===== INFORMATION SHOWN =====

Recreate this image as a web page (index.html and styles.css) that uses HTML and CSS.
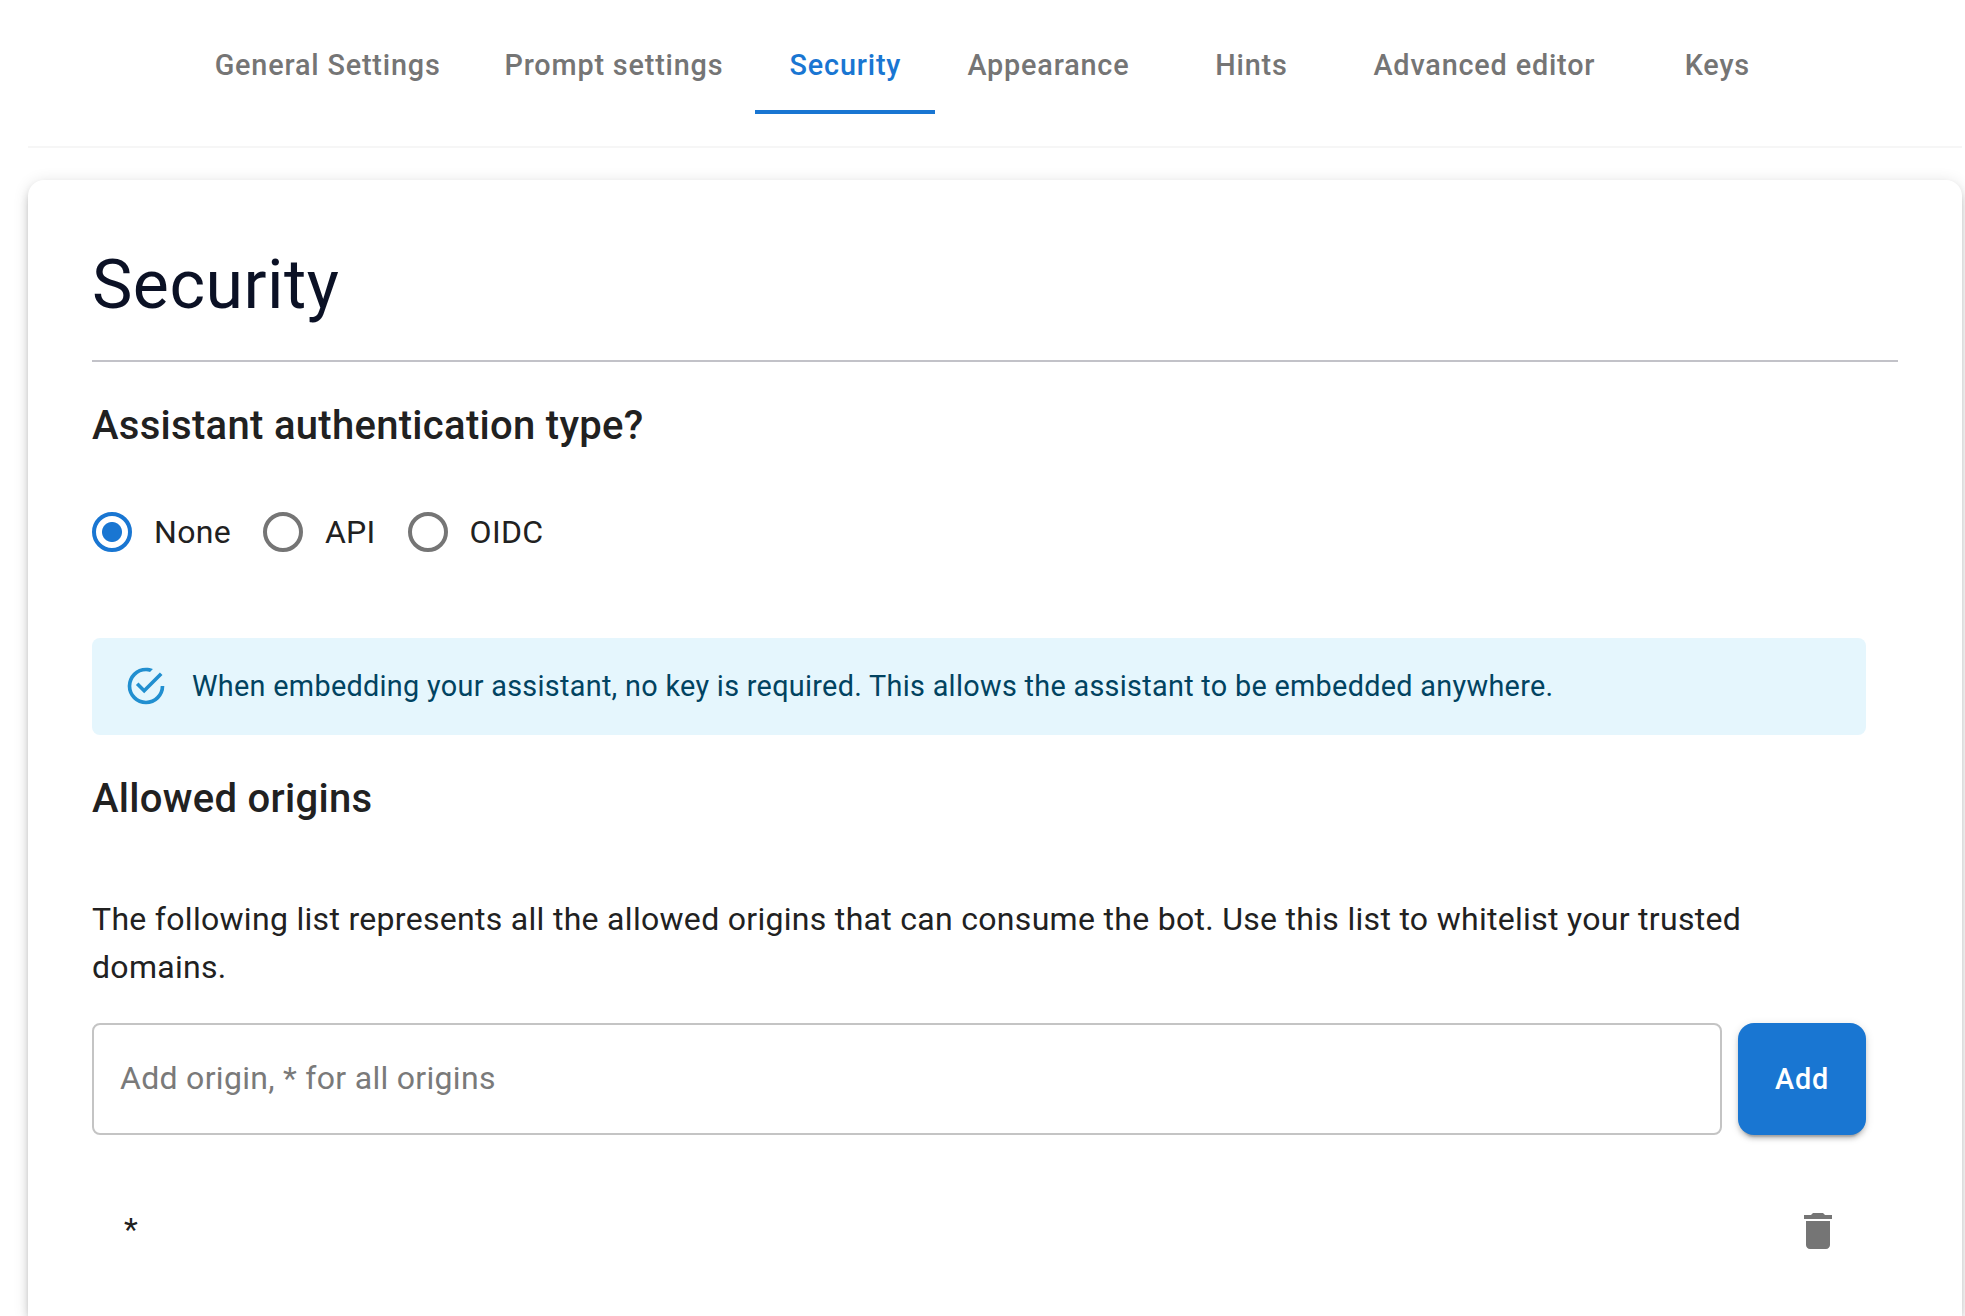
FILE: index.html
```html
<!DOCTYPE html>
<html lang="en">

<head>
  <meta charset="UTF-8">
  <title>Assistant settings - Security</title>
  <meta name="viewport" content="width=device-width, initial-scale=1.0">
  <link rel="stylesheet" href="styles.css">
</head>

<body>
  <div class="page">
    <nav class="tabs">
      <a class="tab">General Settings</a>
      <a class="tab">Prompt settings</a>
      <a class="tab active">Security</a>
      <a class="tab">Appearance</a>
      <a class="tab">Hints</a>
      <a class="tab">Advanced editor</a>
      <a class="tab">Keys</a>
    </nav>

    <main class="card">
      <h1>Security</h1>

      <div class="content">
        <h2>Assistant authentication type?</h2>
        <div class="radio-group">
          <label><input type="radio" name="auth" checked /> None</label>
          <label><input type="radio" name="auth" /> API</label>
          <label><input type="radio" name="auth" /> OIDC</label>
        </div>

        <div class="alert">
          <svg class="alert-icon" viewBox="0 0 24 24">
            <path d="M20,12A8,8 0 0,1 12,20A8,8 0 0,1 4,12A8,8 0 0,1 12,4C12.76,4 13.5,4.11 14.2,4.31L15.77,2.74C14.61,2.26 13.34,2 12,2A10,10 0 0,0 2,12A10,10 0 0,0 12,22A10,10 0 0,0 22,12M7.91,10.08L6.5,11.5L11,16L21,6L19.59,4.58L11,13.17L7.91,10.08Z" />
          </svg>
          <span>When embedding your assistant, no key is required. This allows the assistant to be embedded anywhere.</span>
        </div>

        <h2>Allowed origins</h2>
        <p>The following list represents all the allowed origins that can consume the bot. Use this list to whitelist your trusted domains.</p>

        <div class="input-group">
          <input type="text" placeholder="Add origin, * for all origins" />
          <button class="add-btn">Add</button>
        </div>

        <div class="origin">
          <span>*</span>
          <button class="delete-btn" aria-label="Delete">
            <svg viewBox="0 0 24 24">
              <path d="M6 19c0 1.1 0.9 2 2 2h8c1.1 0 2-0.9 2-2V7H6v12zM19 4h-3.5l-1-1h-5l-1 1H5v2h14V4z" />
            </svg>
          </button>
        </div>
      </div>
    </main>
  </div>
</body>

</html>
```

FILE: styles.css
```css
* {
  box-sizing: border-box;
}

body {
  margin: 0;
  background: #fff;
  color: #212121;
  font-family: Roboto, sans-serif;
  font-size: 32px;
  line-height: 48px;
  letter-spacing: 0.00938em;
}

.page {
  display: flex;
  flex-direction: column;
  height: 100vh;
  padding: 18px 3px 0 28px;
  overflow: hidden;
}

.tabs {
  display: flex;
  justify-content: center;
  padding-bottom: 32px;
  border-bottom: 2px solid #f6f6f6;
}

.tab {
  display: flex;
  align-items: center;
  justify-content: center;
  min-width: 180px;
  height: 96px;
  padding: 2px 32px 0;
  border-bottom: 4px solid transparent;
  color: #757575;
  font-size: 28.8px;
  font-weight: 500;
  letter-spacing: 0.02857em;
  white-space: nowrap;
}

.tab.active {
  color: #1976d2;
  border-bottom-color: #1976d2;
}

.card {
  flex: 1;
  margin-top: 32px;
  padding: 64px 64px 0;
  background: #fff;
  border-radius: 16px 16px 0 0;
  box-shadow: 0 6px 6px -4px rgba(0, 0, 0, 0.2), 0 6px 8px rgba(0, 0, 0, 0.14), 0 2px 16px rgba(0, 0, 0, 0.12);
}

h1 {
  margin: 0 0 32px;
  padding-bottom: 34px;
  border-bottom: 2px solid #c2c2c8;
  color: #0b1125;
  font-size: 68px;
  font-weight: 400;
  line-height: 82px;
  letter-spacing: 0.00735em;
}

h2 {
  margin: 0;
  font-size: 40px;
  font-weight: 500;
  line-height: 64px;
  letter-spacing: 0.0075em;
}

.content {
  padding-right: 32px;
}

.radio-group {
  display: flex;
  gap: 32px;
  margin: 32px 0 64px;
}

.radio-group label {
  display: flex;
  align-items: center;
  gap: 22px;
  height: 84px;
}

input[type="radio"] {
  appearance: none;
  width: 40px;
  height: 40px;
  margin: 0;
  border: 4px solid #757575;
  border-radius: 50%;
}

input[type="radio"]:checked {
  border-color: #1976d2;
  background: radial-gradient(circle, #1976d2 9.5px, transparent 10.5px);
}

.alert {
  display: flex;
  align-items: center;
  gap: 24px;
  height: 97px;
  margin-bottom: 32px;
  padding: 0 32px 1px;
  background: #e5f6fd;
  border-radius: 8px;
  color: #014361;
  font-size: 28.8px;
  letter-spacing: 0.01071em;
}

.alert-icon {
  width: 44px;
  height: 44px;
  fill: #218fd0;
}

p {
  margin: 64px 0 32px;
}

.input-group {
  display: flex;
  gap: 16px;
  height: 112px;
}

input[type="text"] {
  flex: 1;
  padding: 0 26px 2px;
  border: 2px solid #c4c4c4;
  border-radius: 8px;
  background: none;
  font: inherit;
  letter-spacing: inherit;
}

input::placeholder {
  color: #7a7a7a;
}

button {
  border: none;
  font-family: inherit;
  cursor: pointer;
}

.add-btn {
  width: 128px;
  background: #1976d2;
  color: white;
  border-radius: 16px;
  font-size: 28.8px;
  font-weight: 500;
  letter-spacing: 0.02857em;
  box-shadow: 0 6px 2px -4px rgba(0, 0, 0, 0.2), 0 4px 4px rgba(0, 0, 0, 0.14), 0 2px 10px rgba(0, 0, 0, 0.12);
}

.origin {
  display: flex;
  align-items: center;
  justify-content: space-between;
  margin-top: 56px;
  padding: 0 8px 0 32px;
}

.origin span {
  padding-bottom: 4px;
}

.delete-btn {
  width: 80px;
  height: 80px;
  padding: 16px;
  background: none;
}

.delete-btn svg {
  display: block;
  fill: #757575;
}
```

=====

WHAT YOU SHOULD DO => Quote the full listing above word for word; exclude every picture from the copy.

WRITTEN ANSWER =>
Recreate this image as a web page (index.html and styles.css) that uses HTML and CSS.
FILE: index.html
```html
<!DOCTYPE html>
<html lang="en">

<head>
  <meta charset="UTF-8">
  <title>Assistant settings - Security</title>
  <meta name="viewport" content="width=device-width, initial-scale=1.0">
  <link rel="stylesheet" href="styles.css">
</head>

<body>
  <div class="page">
    <nav class="tabs">
      <a class="tab">General Settings</a>
      <a class="tab">Prompt settings</a>
      <a class="tab active">Security</a>
      <a class="tab">Appearance</a>
      <a class="tab">Hints</a>
      <a class="tab">Advanced editor</a>
      <a class="tab">Keys</a>
    </nav>

    <main class="card">
      <h1>Security</h1>

      <div class="content">
        <h2>Assistant authentication type?</h2>
        <div class="radio-group">
          <label><input type="radio" name="auth" checked /> None</label>
          <label><input type="radio" name="auth" /> API</label>
          <label><input type="radio" name="auth" /> OIDC</label>
        </div>

        <div class="alert">
          <svg class="alert-icon" viewBox="0 0 24 24">
            <path d="M20,12A8,8 0 0,1 12,20A8,8 0 0,1 4,12A8,8 0 0,1 12,4C12.76,4 13.5,4.11 14.2,4.31L15.77,2.74C14.61,2.26 13.34,2 12,2A10,10 0 0,0 2,12A10,10 0 0,0 12,22A10,10 0 0,0 22,12M7.91,10.08L6.5,11.5L11,16L21,6L19.59,4.58L11,13.17L7.91,10.08Z" />
          </svg>
          <span>When embedding your assistant, no key is required. This allows the assistant to be embedded anywhere.</span>
        </div>

        <h2>Allowed origins</h2>
        <p>The following list represents all the allowed origins that can consume the bot. Use this list to whitelist your trusted domains.</p>

        <div class="input-group">
          <input type="text" placeholder="Add origin, * for all origins" />
          <button class="add-btn">Add</button>
        </div>

        <div class="origin">
          <span>*</span>
          <button class="delete-btn" aria-label="Delete">
            <svg viewBox="0 0 24 24">
              <path d="M6 19c0 1.1 0.9 2 2 2h8c1.1 0 2-0.9 2-2V7H6v12zM19 4h-3.5l-1-1h-5l-1 1H5v2h14V4z" />
            </svg>
          </button>
        </div>
      </div>
    </main>
  </div>
</body>

</html>
```

FILE: styles.css
```css
* {
  box-sizing: border-box;
}

body {
  margin: 0;
  background: #fff;
  color: #212121;
  font-family: Roboto, sans-serif;
  font-size: 32px;
  line-height: 48px;
  letter-spacing: 0.00938em;
}

.page {
  display: flex;
  flex-direction: column;
  height: 100vh;
  padding: 18px 3px 0 28px;
  overflow: hidden;
}

.tabs {
  display: flex;
  justify-content: center;
  padding-bottom: 32px;
  border-bottom: 2px solid #f6f6f6;
}

.tab {
  display: flex;
  align-items: center;
  justify-content: center;
  min-width: 180px;
  height: 96px;
  padding: 2px 32px 0;
  border-bottom: 4px solid transparent;
  color: #757575;
  font-size: 28.8px;
  font-weight: 500;
  letter-spacing: 0.02857em;
  white-space: nowrap;
}

.tab.active {
  color: #1976d2;
  border-bottom-color: #1976d2;
}

.card {
  flex: 1;
  margin-top: 32px;
  padding: 64px 64px 0;
  background: #fff;
  border-radius: 16px 16px 0 0;
  box-shadow: 0 6px 6px -4px rgba(0, 0, 0, 0.2), 0 6px 8px rgba(0, 0, 0, 0.14), 0 2px 16px rgba(0, 0, 0, 0.12);
}

h1 {
  margin: 0 0 32px;
  padding-bottom: 34px;
  border-bottom: 2px solid #c2c2c8;
  color: #0b1125;
  font-size: 68px;
  font-weight: 400;
  line-height: 82px;
  letter-spacing: 0.00735em;
}

h2 {
  margin: 0;
  font-size: 40px;
  font-weight: 500;
  line-height: 64px;
  letter-spacing: 0.0075em;
}

.content {
  padding-right: 32px;
}

.radio-group {
  display: flex;
  gap: 32px;
  margin: 32px 0 64px;
}

.radio-group label {
  display: flex;
  align-items: center;
  gap: 22px;
  height: 84px;
}

input[type="radio"] {
  appearance: none;
  width: 40px;
  height: 40px;
  margin: 0;
  border: 4px solid #757575;
  border-radius: 50%;
}

input[type="radio"]:checked {
  border-color: #1976d2;
  background: radial-gradient(circle, #1976d2 9.5px, transparent 10.5px);
}

.alert {
  display: flex;
  align-items: center;
  gap: 24px;
  height: 97px;
  margin-bottom: 32px;
  padding: 0 32px 1px;
  background: #e5f6fd;
  border-radius: 8px;
  color: #014361;
  font-size: 28.8px;
  letter-spacing: 0.01071em;
}

.alert-icon {
  width: 44px;
  height: 44px;
  fill: #218fd0;
}

p {
  margin: 64px 0 32px;
}

.input-group {
  display: flex;
  gap: 16px;
  height: 112px;
}

input[type="text"] {
  flex: 1;
  padding: 0 26px 2px;
  border: 2px solid #c4c4c4;
  border-radius: 8px;
  background: none;
  font: inherit;
  letter-spacing: inherit;
}

input::placeholder {
  color: #7a7a7a;
}

button {
  border: none;
  font-family: inherit;
  cursor: pointer;
}

.add-btn {
  width: 128px;
  background: #1976d2;
  color: white;
  border-radius: 16px;
  font-size: 28.8px;
  font-weight: 500;
  letter-spacing: 0.02857em;
  box-shadow: 0 6px 2px -4px rgba(0, 0, 0, 0.2), 0 4px 4px rgba(0, 0, 0, 0.14), 0 2px 10px rgba(0, 0, 0, 0.12);
}

.origin {
  display: flex;
  align-items: center;
  justify-content: space-between;
  margin-top: 56px;
  padding: 0 8px 0 32px;
}

.origin span {
  padding-bottom: 4px;
}

.delete-btn {
  width: 80px;
  height: 80px;
  padding: 16px;
  background: none;
}

.delete-btn svg {
  display: block;
  fill: #757575;
}
```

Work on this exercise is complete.